When You Have Kids Early
Per-child expenses are generally lower. We tend to spend more when we have more, which means during your earlier, lower-earning years you do what you have to make it work. “When you’re making more money, you’re going to spend more money on your kids,” Lazaroff says. “Children quickly become the most important thing to you, and you’re going to want to buy them nicer clothing and toys—the temptation is more pronounced to give them everything.
Your parents—and you—will have more energy. Chris Chen, Certified Financial Planner at Insight Financial Strategists in Waltham, Massachusetts explains how wanting to involve your parents is another good reason to get going. “A grandparent in their 60s is still going to have energy available and be interested in helping out with childcare. But when they get into their late 70s and 80s, it’s more difficult for them.” In fact, energy should be a consideration for you as well, Chen stresses. When you’re younger, you’re more likely to get outside with your kids and play catch, go hiking and do other engaging (and calorie-burning) activities. When you’re older, the kids are more likely to have low-key indoor playtime. This isn’t, in and of itself, a negative thing, but when the parents are up and active, the children are much more likely to be as well.

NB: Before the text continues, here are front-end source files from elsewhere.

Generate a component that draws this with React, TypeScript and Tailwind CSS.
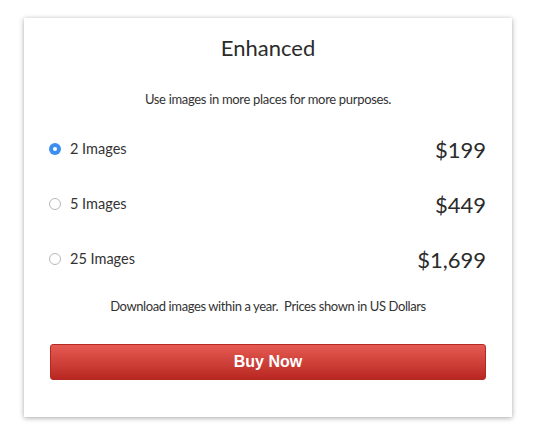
import { useState } from 'react';

const options = [
  { label: '2 Images', price: '$199' },
  { label: '5 Images', price: '$449' },
  { label: '25 Images', price: '$1,699' },
];

export default function App() {
  const [selected, setSelected] = useState(0);

  return (
    <div className="w-[539px] h-[436px] bg-white pt-[18px] pl-[24px] font-['Lato',sans-serif] text-[#333]">
      <div className="w-[488px] h-[399px] bg-white shadow-[0_1px_5px_rgba(0,0,0,0.35)] px-[26px] pt-[16px]">
        <h1 className="text-center text-[22px] leading-[28px] text-[#2b2b2b]">Enhanced</h1>
        <p className="mt-[27px] text-center text-[13px] leading-[20px] tracking-[-0.32px] text-[#333]">
          Use images in more places for more purposes.
        </p>
        <div className="mt-[25px] flex flex-col gap-[25px]">
          {options.map((o, i) => (
            <label
              key={o.label}
              className="flex h-[30px] items-center justify-between cursor-pointer"
              onClick={() => setSelected(i)}
            >
              <span className="flex items-center">
                {selected === i ? (
                  <span className="ml-[-1px] flex h-[12px] w-[12px] items-center justify-center rounded-full bg-[#3d8ef0]">
                    <span className="h-[4px] w-[4px] rounded-full bg-white" />
                  </span>
                ) : (
                  <span className="ml-[-1px] h-[12px] w-[12px] rounded-full border border-[#b8b8b8] bg-white" />
                )}
                <span className="ml-[9px] text-[14.5px] text-[#333]">{o.label}</span>
              </span>
              <span className="text-[22px] text-[#2b2b2b]">{o.price}</span>
            </label>
          ))}
        </div>
        <p className="mt-[22px] text-center text-[13px] leading-[20px] tracking-[-0.4px] text-[#333]">
          Download images within a year.&nbsp; Prices shown in US Dollars
        </p>
        <button className="mt-[28px] h-[36px] w-full rounded-[3px] border border-[#b32a25] bg-gradient-to-b from-[#e55a52] to-[#b92621] font-['Liberation_Sans',sans-serif] text-[16px] font-bold text-white">
          Buy Now
        </button>
      </div>
    </div>
  );
}
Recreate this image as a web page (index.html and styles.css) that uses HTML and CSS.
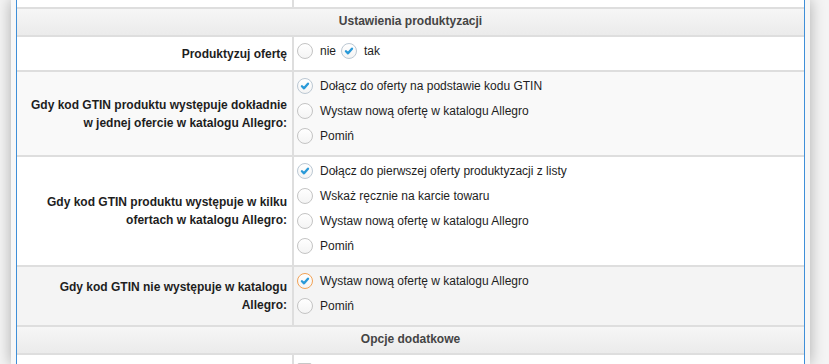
FILE: index.html
```html
<!DOCTYPE html>
<html lang="pl">
<head>
  <meta charset="UTF-8" />
  <title>Ustawienia produktyzacji</title>
  <link rel="stylesheet" href="styles.css">
</head>
<body>

  <div class="window">
    <div class="panel">
      <table class="settings">
        <colgroup>
          <col class="col-label">
          <col>
        </colgroup>

        <tr class="row-tail">
          <td class="label"></td>
          <td class="value"></td>
        </tr>

        <tr class="section">
          <td colspan="2">Ustawienia produktyzacji</td>
        </tr>

        <tr>
          <td class="label">Produktyzuj ofertę</td>
          <td class="value">
            <div class="option inline">
              <span class="radio"></span>
              <span class="text">nie</span>
              <span class="radio checked">
                <svg viewBox="0 0 16 16"><polyline points="4.5,8.3 6.9,10.6 11.4,5.4"/></svg>
              </span>
              <span class="text">tak</span>
            </div>
          </td>
        </tr>

        <tr class="alt">
          <td class="label">Gdy kod GTIN produktu występuje dokładnie w jednej ofercie w katalogu Allegro:</td>
          <td class="value">
            <div class="option">
              <span class="radio checked">
                <svg viewBox="0 0 16 16"><polyline points="4.5,8.3 6.9,10.6 11.4,5.4"/></svg>
              </span>
              <span class="text">Dołącz do oferty na podstawie kodu GTIN</span>
            </div>
            <div class="option">
              <span class="radio"></span>
              <span class="text">Wystaw nową ofertę w katalogu Allegro</span>
            </div>
            <div class="option">
              <span class="radio"></span>
              <span class="text">Pomiń</span>
            </div>
          </td>
        </tr>

        <tr>
          <td class="label">Gdy kod GTIN produktu występuje w kilku ofertach w katalogu Allegro:</td>
          <td class="value">
            <div class="option">
              <span class="radio checked">
                <svg viewBox="0 0 16 16"><polyline points="4.5,8.3 6.9,10.6 11.4,5.4"/></svg>
              </span>
              <span class="text">Dołącz do pierwszej oferty produktyzacji z listy</span>
            </div>
            <div class="option">
              <span class="radio"></span>
              <span class="text">Wskaż ręcznie na karcie towaru</span>
            </div>
            <div class="option">
              <span class="radio"></span>
              <span class="text">Wystaw nową ofertę w katalogu Allegro</span>
            </div>
            <div class="option">
              <span class="radio"></span>
              <span class="text">Pomiń</span>
            </div>
          </td>
        </tr>

        <tr class="hover">
          <td class="label">Gdy kod GTIN nie występuje w katalogu Allegro:</td>
          <td class="value">
            <div class="option">
              <span class="radio checked focus">
                <svg viewBox="0 0 16 16"><polyline points="4.5,8.3 6.9,10.6 11.4,5.4"/></svg>
              </span>
              <span class="text">Wystaw nową ofertę w katalogu Allegro</span>
            </div>
            <div class="option">
              <span class="radio"></span>
              <span class="text">Pomiń</span>
            </div>
          </td>
        </tr>

        <tr class="section">
          <td colspan="2">Opcje dodatkowe</td>
        </tr>

        <tr>
          <td class="label"></td>
          <td class="value">
            <div class="option">
              <span class="checkbox"></span>
            </div>
          </td>
        </tr>
      </table>
    </div>
  </div>

</body>
</html>
```

FILE: styles.css
```css
* {
  box-sizing: border-box;
}

body {
  margin: 0;
  height: 364px;
  overflow: hidden;
  background-color: #f4f4f4;
  font-family: "Liberation Sans", Arial, sans-serif;
  font-size: 12px;
  color: #1e1e1e;
}

.window {
  margin-left: 11px;
  width: 799px;
  height: 364px;
  padding: 0 5px;
  background-color: #f7f7f7;
  box-shadow: 0 0 14px rgba(0, 0, 0, 0.3);
}

.panel {
  height: 100%;
  background-color: #fff;
  border-left: 1px solid #3f8fd8;
  border-right: 1px solid #3f8fd8;
  overflow: hidden;
}

.settings {
  width: 100%;
  border-collapse: separate;
  border-spacing: 0;
  table-layout: fixed;
}

.col-label {
  width: 277px;
}

.settings td {
  border-bottom: 2px solid #dedede;
  padding: 0;
}

.settings td.label {
  border-right: 2px solid #dedede;
  padding: 0 5px 0 10px;
  text-align: right;
  vertical-align: middle;
  font-weight: bold;
  line-height: 18px;
}

.settings td.value {
  padding: 4px 0 4px 3px;
  vertical-align: top;
}

.row-tail td,
.row-tail td.value {
  height: 9px;
  padding: 0;
}

.section td {
  padding: 4px 0 6px 0;
  line-height: 16px;
  text-align: center;
  font-weight: bold;
  color: #444;
  background: linear-gradient(#f6f6f6, #ebebeb);
}

.alt td {
  background-color: #f9f9f9;
}

.hover td {
  background-color: #f4f4f4;
}

.option {
  display: flex;
  align-items: center;
  height: 19px;
  margin-bottom: 6px;
}

.option .text {
  margin-left: 7px;
  margin-right: 5px;
  white-space: nowrap;
}

.radio {
  width: 16px;
  height: 16px;
  flex: none;
  border: 1px solid #c4c4c4;
  border-radius: 50%;
  background: linear-gradient(#fff, #f4f4f4);
}

.radio svg {
  display: block;
  width: 14px;
  height: 14px;
}

.radio svg polyline {
  fill: none;
  stroke: #2a9ad8;
  stroke-width: 2.7;
  stroke-linecap: round;
  stroke-linejoin: round;
}

.radio.checked {
  border-color: #bcc8d3;
}

.radio.focus {
  border-color: #f2a255;
}

.checkbox {
  width: 15px;
  height: 15px;
  margin-top: 3px;
  border: 1px solid #c8c8c8;
  border-radius: 2px;
  background-color: #fff;
}
```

You’ll have time after college to regroup financially. There’s also the consideration of where you’ll be in your financial life when your kid hits college, Chen says. If you’re in your 50s when they enter college, you’ll have at least 10 more years after they graduate to recoup some of what you spent. If, however, you’re in your 60s when they head to university, you’ll have very few working years left to sock away money for retirement, so those college costs could hit you hard.
If You Have Kids Later
You’ll have more time to build a career. It’s no secret that children will take a lot of your time and attention, and in many cases become a priority over your own professional development, Hopkins says. “So for young individuals looking to work long hours and travel to build a career, taking on a growing family can add additional complexity.” Having kids too early can absolutely stunt career development, says Chen. “You’re going to want to take a little time off to bond with them, and once you have them you’re more likely to start leaving work at 5 pm, which could hurt your ability to work on certain projects.” According to a Pew Research study, women are the most likely to reduce their working hours in order to care for a family, and when those hours are reduced, the women are less likely to get raises and promotions, as per an analysis by the American Economic Association.
Your higher earning power will make saving for multiple goals easier. “Saving for retirement can become more challenging if you add children into the mix, as other costs will likely increase,” Hopkins says. If kids limit your ability to save, they’re limiting your ability to earn compound interest over time. Lazaroff agrees: “The person who saves early in life out-earns the person who starts saving later. The earlier you can start, the more secure you’ll be, and unfortunately it’s easy to let kids derail that if you have them too early.
Ultimately, of course, there’s no right or wrong answer. In both cases, having a plan to pay off debts and start on a lifetime habit of saving (even if you can only save a little bit to start) is exactly what it takes to build a successful financial life. As a bonus, checking these boxes has also been proven to reduce financial stress, which is exactly what all parents need. Especially when their children hit their teens.